Participant who quotes both bid and ask continuously and earns the spread. On AMM DEXs the role is played by passive liquidity providers.

Aliases: mm, liquidity quoter

Market maker is a participant standing on both sides of the market: posting a bid (willing buy below spot) and an ask (willing sell above spot) at the same time. Profit comes from the spread times volume, plus exchange rebates.

What an MM does on a book

A typical CEX scenario:

  1. The MM derives a “fair” TON price from a basket of markets, oracles, and volume.
  2. Posts a buy limit (bid) a few ticks below fair.
  3. Simultaneously posts a sell limit (ask) a few ticks above fair.
  4. When both fill, the MM keeps spread × volume as profit.

The MM holds a small inventory and constantly rebalances — selling once it has taken on the bid side, buying once it has shed via the ask side.

MM on AMMs (TON DEXs)

In an AMM model the market-maker role falls to passive LPs:

  • An LP deposits assets into the pool and automatically becomes counterparty to every swap.
  • Fees of 0.2–0.3% on every swap accrue to LPs.
  • Passive: no quotes to post, but the spread is set by the pool formula, not the LP.

Concentrated liquidity (CLMM, as on Bidask and select DeDust pools) revives the active-MM role: the LP picks a narrow price range and effectively posts a band of bid-ask around current price.
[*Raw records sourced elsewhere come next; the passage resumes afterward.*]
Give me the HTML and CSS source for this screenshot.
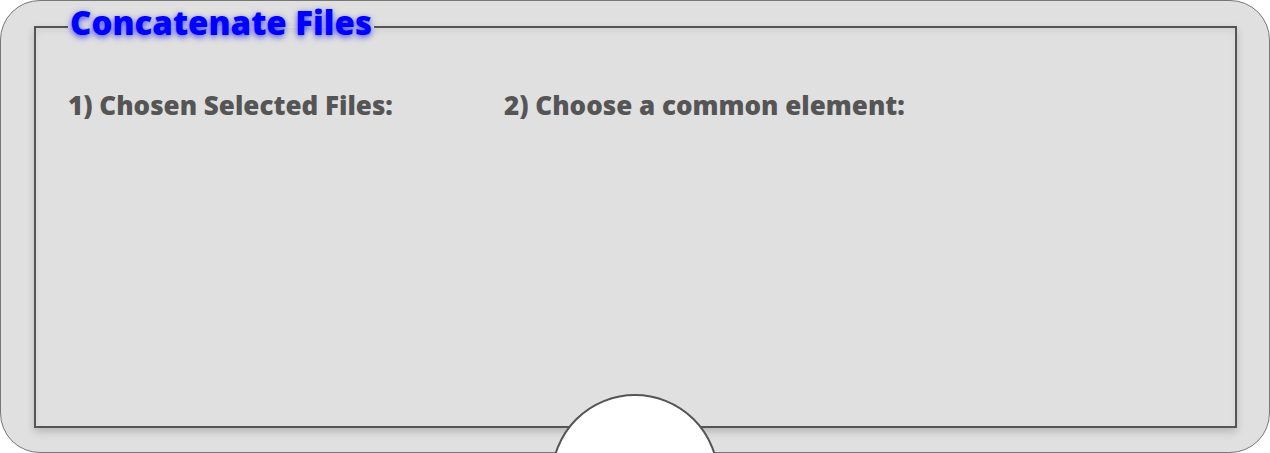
FILE: index.html
```html
<!DOCTYPE html>
<html lang="en">
<head>
    <meta charset="UTF-8">
    <title>Concatenate Files</title>
    <link rel="stylesheet" href="styles.css">
</head>
<body>
    <div class="panel">
        <fieldset class="concat-box">
            <legend>Concatenate Files</legend>
            <div class="steps">
                <div class="step step-files">
                    <h3>1) Chosen Selected Files:</h3>
                    <ul id="file-list"></ul>
                </div>
                <div class="step step-element">
                    <h3>2) Choose a common element:</h3>
                    <div id="element-list"></div>
                </div>
            </div>
        </fieldset>
        <div class="knob"></div>
    </div>
</body>
</html>
```

FILE: styles.css
```css
html, body {
    margin: 0;
    padding: 0;
    overflow: hidden;
    background-color: white;
}
body {
    font-family: "Open Sans", Arial, sans-serif;
}
.panel {
    position: relative;
    width: 1270px;
    height: 453px;
    box-sizing: border-box;
    border: 1px solid #777;
    border-radius: 40px;
    background-color: #e0e0e0;
    padding: 2px 0 0 33px;
}
.concat-box {
    width: 1203px;
    height: 425px;
    box-sizing: border-box;
    margin: 0;
    padding: 0 32px;
    border: 2px solid #555;
    box-shadow: 0 4px 8px rgba(0,0,0,0.18), inset 0 4px 6px rgba(0,0,0,0.05);
}
.concat-box legend {
    padding: 0 2px 8px;
    font-size: 33px;
    line-height: 40px;
    font-weight: 800;
    color: #0000ff;
    text-shadow: 0 2px 6px rgba(0,0,255,0.7);
}
.steps {
    display: flex;
    margin-top: 36px;
}
.step h3 {
    margin: 0;
    font-size: 26px;
    font-weight: 800;
    color: #555;
}
.step ul {
    margin: 0;
    padding: 0;
    list-style: none;
}
.step-files {
    width: 436px;
}
.knob {
    position: absolute;
    left: 550px;
    top: 393px;
    width: 168px;
    height: 168px;
    box-sizing: border-box;
    border: 2px solid #555;
    border-radius: 50%;
    background-color: white;
}
```
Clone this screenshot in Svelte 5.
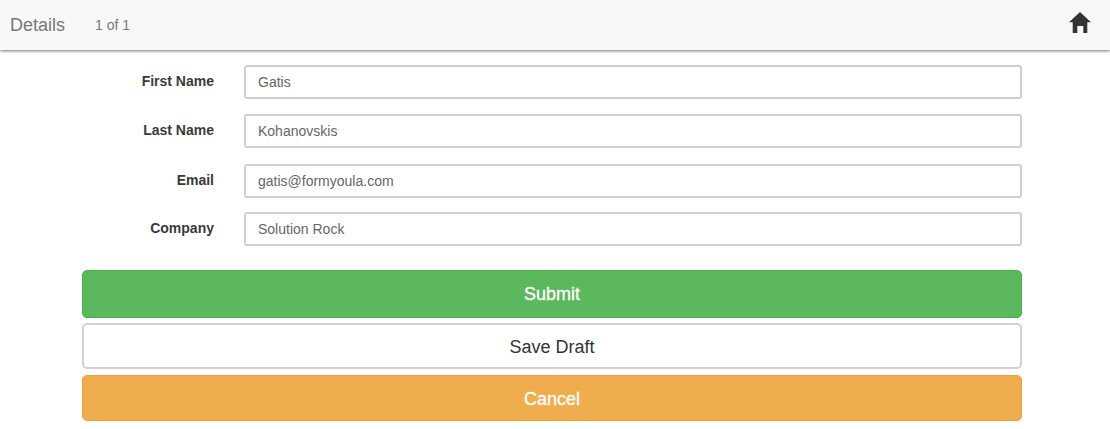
<script>
	const fields = [
		{ label: 'First Name', value: 'Gatis', gap: 15 },
		{ label: 'Last Name', value: 'Kohanovskis', gap: 15 },
		{ label: 'Email', value: 'gatis@formyoula.com', gap: 16 },
		{ label: 'Company', value: 'Solution Rock', gap: 14 }
	];
</script>

<header class="topbar">
	<span class="title">Details</span>
	<span class="count">1 of 1</span>
	<svg class="home" viewBox="0 0 22 21" width="22" height="21" aria-hidden="true">
		<path d="M11 0 L22 10.3 H18.3 V21 H14.3 V14 H8.3 V21 H3.7 V10.3 H0 Z" fill="#333" />
	</svg>
</header>

<main class="page">
	<form class="form">
		{#each fields as field}
			<div class="row" style="margin-top: {field.gap}px">
				<label class="label" for={field.label}>{field.label}</label>
				<input class="input" id={field.label} type="text" value={field.value} />
			</div>
		{/each}

		<div class="actions">
			<button type="button" class="btn submit">Submit</button>
			<button type="button" class="btn draft">Save Draft</button>
			<button type="button" class="btn cancel">Cancel</button>
		</div>
	</form>
</main>

<style>
	:global(body) {
		margin: 0;
		background: #fff;
		font-family: 'Liberation Sans', Arial, sans-serif;
		color: #333;
	}

	.topbar {
		display: flex;
		align-items: center;
		height: 50px;
		padding: 0 19px 0 10px;
		box-sizing: border-box;
		background: #f8f8f8;
		box-shadow: 0 1px 3px rgba(0, 0, 0, 0.55);
	}
	.title {
		font-size: 18px;
		color: #777;
	}
	.count {
		margin-left: 30px;
		font-size: 14px;
		color: #777;
	}
	.home {
		margin-left: auto;
		margin-top: -5px;
	}

	.page {
		padding: 0 88px 0 82px;
	}
	.row {
		display: flex;
		align-items: center;
	}
	.label {
		width: 132px;
		margin-top: -3px;
		text-align: right;
		font-size: 14px;
		font-weight: 700;
		color: #3a3a3a;
	}
	.input {
		flex: 1;
		height: 34px;
		margin-left: 30px;
		padding: 0 13px;
		box-sizing: border-box;
		border: 2px solid #d0d0d0;
		border-radius: 3px;
		background: #fff;
		font: 14px 'Liberation Sans', Arial, sans-serif;
		color: #666;
		outline: none;
		padding-left: 12px;
	}

	.actions {
		display: flex;
		flex-direction: column;
		margin-top: 24px;
	}
	.btn {
		display: block;
		width: 100%;
		box-sizing: border-box;
		border-radius: 5px;
		font: 18px 'Liberation Sans', Arial, sans-serif;
		padding: 0;
	}
	.submit {
		height: 48px;
		border: 1px solid #4cae4c;
		background: #5cb85c;
		color: #fff;
		-webkit-text-stroke: 0.3px #fff;
	}
	.draft {
		height: 46px;
		margin-top: 5px;
		padding-top: 2px;
		border: 2px solid #d2d2d2;
		background: #fff;
		color: #333;
	}
	.cancel {
		height: 46px;
		margin-top: 6px;
		padding-top: 2px;
		border: 1px solid #eea236;
		background: #f0ad4e;
		color: #fff;
		-webkit-text-stroke: 0.3px #fff;
	}
</style>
Professional MMs in crypto

  • Wintermute, GSR, Cumberland, Jane Street — top tier. Provide liquidity on CEXes, run off-exchange markets, and often act as launch market makers for new tokens.
  • Smaller MM firms — dozens of teams globally.
  • Retail bots — single operator with an algorithm and modest capital.

MM deals at token launch

A token-issuing team often signs a contract with an MM firm:

  • The MM gets a loan-to-call: asset borrowed from the team plus a buy-back option at a fixed price.
  • The MM keeps a tight spread in the order book during the first months of listing.
  • At contract end the MM returns the asset or exercises the option.
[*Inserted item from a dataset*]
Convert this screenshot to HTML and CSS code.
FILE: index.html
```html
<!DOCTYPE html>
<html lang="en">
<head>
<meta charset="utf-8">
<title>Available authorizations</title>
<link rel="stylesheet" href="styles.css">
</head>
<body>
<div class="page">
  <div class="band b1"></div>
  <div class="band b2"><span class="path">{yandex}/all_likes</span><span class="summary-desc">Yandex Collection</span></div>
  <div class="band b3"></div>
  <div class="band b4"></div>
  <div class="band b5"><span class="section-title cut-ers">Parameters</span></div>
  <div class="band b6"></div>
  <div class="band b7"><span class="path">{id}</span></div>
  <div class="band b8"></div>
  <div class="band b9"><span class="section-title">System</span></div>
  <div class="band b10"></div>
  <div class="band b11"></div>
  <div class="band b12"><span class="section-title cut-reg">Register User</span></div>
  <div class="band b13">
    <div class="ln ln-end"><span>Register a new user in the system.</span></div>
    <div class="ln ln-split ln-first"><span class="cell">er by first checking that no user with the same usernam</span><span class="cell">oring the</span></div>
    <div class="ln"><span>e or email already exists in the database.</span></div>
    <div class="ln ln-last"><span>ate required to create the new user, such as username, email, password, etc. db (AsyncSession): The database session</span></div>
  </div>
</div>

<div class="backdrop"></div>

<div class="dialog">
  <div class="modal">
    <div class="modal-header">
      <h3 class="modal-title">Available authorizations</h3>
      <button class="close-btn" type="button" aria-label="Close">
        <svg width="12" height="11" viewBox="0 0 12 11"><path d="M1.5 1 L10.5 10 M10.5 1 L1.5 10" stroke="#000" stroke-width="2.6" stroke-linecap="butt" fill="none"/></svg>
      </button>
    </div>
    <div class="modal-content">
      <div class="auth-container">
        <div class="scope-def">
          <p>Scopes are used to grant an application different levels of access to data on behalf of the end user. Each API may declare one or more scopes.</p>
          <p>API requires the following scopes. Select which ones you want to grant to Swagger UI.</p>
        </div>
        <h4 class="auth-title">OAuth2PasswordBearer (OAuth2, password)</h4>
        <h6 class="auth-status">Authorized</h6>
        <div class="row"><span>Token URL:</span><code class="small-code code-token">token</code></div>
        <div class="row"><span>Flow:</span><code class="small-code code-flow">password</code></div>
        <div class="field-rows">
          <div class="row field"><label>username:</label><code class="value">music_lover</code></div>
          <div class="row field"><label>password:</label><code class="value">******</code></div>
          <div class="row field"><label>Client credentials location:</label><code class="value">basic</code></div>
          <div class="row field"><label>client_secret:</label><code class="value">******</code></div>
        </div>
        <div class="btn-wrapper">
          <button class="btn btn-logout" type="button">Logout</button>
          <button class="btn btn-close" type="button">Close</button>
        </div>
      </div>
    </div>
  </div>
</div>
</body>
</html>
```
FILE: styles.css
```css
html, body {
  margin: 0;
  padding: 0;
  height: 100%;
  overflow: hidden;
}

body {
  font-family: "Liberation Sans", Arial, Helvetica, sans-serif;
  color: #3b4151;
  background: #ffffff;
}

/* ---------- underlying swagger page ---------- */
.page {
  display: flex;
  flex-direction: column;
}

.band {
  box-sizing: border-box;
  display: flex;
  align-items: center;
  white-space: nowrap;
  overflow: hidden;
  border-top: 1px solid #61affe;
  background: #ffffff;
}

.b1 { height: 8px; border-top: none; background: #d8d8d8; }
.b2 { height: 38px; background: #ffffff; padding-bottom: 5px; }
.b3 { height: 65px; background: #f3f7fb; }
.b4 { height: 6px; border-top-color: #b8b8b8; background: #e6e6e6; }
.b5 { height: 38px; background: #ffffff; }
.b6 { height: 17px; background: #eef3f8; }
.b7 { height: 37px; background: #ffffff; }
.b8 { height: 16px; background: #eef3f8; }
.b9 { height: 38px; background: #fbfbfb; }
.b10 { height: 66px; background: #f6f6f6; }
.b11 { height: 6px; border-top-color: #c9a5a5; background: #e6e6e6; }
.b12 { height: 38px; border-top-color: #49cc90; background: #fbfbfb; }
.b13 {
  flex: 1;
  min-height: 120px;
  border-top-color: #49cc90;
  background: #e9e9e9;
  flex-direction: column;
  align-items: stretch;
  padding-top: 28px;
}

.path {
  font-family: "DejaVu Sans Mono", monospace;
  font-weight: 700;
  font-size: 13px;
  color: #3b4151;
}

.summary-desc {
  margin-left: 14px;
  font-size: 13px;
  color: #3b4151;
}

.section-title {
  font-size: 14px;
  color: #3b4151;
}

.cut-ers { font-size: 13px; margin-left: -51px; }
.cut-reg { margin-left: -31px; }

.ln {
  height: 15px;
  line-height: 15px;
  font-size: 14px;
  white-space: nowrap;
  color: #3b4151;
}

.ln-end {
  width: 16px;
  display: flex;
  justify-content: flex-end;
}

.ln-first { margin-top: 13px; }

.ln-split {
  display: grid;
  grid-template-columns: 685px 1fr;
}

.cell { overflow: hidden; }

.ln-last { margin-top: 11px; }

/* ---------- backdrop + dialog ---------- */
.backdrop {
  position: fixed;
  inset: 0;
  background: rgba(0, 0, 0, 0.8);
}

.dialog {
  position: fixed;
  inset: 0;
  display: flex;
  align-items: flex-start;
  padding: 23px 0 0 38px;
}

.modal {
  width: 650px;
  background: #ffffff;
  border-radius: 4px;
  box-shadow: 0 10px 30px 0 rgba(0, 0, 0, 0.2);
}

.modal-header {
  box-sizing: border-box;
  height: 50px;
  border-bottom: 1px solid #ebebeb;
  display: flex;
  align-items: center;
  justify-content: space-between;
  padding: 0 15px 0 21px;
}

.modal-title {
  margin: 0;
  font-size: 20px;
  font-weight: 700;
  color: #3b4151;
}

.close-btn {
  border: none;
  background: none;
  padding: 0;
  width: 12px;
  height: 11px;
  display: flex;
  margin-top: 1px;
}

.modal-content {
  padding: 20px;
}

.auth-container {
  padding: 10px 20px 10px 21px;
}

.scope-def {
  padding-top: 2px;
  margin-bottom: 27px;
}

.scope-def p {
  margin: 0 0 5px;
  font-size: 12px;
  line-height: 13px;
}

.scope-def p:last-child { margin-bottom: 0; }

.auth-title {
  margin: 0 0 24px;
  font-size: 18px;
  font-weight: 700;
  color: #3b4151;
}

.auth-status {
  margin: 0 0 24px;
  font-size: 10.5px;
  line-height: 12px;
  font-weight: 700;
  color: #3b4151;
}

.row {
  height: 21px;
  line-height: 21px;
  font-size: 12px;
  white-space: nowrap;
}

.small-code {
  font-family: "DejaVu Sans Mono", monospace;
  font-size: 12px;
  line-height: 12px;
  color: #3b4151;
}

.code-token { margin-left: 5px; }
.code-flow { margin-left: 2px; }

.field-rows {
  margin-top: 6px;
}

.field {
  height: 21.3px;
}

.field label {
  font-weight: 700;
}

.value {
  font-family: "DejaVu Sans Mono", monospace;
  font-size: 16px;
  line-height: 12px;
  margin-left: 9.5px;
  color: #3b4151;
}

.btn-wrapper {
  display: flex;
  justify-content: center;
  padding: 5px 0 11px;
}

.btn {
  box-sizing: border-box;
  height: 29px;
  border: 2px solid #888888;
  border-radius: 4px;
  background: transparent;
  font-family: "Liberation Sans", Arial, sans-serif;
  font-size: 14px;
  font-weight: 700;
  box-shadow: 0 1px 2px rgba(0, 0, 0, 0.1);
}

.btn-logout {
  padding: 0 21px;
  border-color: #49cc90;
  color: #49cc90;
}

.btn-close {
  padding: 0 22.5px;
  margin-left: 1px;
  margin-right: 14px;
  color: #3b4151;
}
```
The structure is standard and benign. But an aggressive MM deal (large share of supply with the MM) can trigger a sharp drop once the contract ends and the MM unwinds.

MM vs taker

  • Maker — adds liquidity (limit order).
  • Taker — removes liquidity (market order).

Maker fees are usually lower or even negative (rebate); taker fees are higher. The spread incentivises passive market makers.

TON DeFi has fewer professional MM firms than major CEXes today, but they are active in stable pairs, perpetuals, and the largest jetton pools.